Abstract

Food crop yield and species diversity are critical for global population growth, undernourishment, and environmental burden. Crop redistribution is a practical solution to the sustainable intensification of agricultural systems by replacing existing crops with more suitable ones. Here we test this redistribution theory and its impacts on species diversity using six decades of data on the annual world production of 137 food crop products and their average water footprint (WFP). We find the global food crop effective species diversity had an increasing trend from 21 to 27 in recent six decades. Then, we develop a nutrient water footprint productivity index (WFPPI) to optimize crop distribution. Large calorie (+14%), mineral (+25%), and vitamin (+26%) production increases are possible from reshaping the global distribution of 100 crops within the current total WFP and area harvested.

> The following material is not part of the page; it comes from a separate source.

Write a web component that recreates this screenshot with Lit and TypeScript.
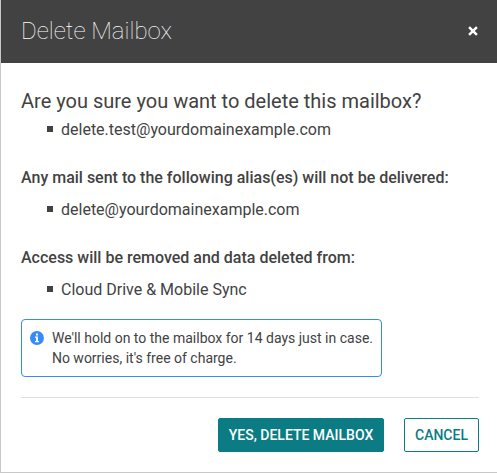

Wheat and paddy rice area can reduce by 31% and 34%, respectively, while increasing maize and soybean area by 18% and 40%, respectively. The global redistribution could feed an additional 866 million people while supplying 37% more than the caloric demand for the projected biofuel growth between 2020 and 2030 in the Net Zero Scenario. Such an optimization process does not entail a loss of crop species diversity. With a change of no more than 5%, the stability of the total area harvested for the four largest crops (wheat, maize, paddy rice, and soybeans) is critical for both production and species diversity of all crops. Our results suggest that global crop redistribution provides a promising solution to sustainable production.